### EXERCISE DETAILS
Locate all lines with the word "components" and copy them out.

### DATASET CONTENT
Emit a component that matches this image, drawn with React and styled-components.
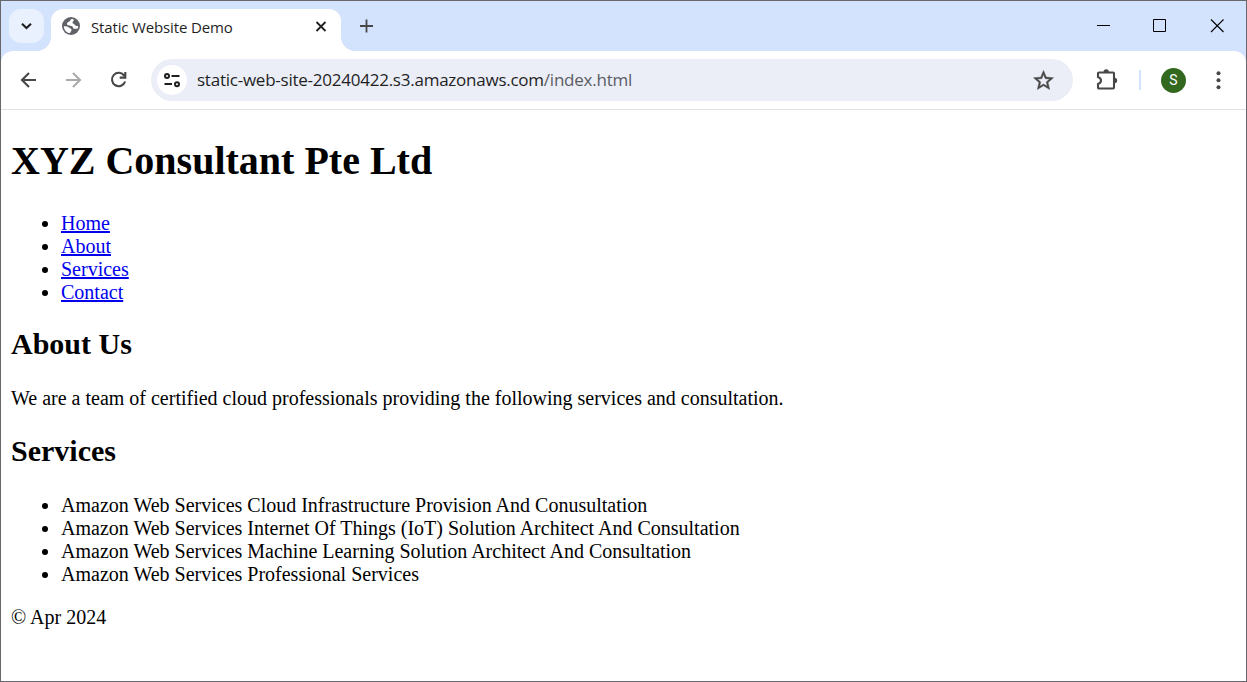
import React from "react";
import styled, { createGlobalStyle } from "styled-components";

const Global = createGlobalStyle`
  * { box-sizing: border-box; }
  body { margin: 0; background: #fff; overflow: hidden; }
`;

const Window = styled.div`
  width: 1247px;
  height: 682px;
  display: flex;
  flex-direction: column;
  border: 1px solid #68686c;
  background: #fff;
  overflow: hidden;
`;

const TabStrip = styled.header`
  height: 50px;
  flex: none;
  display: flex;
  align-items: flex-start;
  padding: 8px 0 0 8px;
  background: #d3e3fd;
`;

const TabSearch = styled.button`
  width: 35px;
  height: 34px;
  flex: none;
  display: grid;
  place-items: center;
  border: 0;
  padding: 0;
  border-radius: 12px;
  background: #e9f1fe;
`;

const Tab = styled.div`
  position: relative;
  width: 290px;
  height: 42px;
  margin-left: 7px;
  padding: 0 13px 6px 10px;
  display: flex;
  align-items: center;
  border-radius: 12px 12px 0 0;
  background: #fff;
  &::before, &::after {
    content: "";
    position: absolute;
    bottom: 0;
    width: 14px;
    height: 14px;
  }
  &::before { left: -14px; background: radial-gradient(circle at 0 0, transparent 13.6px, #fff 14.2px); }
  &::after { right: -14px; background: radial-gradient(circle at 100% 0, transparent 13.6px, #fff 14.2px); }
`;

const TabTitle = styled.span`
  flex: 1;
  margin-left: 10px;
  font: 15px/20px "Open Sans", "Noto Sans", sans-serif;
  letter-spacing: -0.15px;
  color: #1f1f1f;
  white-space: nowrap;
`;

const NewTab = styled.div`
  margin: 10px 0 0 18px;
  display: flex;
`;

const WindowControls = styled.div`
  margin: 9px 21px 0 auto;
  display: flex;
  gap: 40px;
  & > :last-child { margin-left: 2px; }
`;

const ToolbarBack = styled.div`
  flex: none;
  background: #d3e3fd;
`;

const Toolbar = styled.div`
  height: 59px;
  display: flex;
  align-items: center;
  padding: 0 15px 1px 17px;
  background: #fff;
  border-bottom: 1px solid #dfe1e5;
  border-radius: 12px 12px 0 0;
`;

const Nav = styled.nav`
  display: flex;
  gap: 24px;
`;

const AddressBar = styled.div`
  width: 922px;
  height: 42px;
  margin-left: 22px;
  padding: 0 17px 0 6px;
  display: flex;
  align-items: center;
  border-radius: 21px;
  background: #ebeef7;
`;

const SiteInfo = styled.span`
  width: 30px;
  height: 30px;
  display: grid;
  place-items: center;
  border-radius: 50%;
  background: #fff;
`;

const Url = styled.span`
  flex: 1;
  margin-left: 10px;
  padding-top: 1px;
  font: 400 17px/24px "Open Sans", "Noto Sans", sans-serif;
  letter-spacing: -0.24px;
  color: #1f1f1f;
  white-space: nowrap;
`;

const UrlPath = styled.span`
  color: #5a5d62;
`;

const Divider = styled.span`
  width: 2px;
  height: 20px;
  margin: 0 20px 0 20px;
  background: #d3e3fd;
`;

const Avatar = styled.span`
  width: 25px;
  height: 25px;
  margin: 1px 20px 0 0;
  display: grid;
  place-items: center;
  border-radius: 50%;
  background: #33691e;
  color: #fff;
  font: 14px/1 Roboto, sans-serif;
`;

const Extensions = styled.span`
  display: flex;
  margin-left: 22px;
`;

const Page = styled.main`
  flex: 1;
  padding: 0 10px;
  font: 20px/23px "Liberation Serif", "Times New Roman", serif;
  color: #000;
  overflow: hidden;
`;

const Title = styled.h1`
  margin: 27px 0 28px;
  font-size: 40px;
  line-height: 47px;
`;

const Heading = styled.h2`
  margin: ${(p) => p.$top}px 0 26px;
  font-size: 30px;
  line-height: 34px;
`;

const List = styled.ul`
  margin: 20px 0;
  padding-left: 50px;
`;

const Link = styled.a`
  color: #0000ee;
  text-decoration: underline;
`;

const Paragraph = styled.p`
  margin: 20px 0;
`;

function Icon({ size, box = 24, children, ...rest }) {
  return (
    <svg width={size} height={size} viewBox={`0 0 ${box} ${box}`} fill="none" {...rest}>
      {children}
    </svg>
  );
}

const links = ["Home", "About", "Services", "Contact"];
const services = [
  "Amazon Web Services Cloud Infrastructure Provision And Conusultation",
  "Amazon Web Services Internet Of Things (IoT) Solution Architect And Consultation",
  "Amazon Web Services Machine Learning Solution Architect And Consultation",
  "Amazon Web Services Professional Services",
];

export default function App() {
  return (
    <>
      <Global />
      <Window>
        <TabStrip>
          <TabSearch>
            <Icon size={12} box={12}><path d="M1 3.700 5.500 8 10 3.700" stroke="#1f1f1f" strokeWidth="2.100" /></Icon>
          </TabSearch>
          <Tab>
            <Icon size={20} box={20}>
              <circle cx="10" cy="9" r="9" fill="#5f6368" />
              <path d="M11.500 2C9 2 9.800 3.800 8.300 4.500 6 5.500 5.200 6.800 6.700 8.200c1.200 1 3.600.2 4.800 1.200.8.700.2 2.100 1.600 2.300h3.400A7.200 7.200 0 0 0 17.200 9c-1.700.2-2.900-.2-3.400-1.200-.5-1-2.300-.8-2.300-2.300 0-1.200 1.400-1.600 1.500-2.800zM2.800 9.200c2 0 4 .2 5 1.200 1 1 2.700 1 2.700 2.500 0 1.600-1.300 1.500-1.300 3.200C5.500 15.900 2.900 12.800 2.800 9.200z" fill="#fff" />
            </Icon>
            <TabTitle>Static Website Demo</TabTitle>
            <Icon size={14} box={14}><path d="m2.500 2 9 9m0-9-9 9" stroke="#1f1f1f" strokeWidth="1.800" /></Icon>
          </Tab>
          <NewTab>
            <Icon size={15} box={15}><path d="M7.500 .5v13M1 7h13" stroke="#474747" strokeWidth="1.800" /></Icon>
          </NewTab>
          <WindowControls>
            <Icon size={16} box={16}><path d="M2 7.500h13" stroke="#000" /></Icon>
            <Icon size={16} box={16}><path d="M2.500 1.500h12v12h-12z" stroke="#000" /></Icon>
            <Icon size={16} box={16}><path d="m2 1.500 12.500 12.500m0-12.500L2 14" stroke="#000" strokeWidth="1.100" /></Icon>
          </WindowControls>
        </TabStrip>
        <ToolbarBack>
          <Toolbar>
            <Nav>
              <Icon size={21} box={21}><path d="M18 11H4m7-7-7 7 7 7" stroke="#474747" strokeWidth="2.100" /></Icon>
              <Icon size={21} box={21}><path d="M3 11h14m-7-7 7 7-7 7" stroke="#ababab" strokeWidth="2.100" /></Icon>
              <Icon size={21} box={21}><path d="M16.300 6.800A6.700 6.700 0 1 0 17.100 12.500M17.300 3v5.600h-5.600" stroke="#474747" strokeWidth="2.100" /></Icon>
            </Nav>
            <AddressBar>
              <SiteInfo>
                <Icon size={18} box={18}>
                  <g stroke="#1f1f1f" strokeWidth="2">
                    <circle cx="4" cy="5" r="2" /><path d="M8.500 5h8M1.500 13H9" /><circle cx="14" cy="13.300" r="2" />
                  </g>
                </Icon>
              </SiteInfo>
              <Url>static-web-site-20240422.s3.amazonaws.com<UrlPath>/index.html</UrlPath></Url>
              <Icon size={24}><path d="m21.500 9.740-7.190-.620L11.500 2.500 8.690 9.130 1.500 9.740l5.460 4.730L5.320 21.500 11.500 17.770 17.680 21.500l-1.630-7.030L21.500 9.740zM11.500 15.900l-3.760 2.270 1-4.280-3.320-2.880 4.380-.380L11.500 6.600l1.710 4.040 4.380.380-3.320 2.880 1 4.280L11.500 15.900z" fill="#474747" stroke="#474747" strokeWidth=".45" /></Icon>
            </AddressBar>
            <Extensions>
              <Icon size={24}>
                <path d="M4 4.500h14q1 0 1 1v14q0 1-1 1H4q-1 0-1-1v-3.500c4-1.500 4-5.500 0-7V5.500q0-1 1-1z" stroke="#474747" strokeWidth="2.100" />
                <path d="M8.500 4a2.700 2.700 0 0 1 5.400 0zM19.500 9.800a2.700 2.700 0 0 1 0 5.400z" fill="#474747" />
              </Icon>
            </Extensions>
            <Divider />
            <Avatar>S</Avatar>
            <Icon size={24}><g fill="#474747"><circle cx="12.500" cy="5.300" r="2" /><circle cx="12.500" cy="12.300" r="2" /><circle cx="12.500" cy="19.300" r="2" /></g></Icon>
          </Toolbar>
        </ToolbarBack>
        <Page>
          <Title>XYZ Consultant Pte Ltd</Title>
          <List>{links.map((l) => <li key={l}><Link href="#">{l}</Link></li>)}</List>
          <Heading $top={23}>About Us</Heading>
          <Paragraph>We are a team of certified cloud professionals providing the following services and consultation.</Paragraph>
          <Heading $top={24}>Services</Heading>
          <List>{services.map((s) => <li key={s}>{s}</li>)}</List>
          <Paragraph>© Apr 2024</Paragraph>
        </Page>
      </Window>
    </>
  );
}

### OUTPUT OF THE EXERCISE
Emit a component that matches this image, drawn with React and styled-components.
import styled, { createGlobalStyle } from "styled-components";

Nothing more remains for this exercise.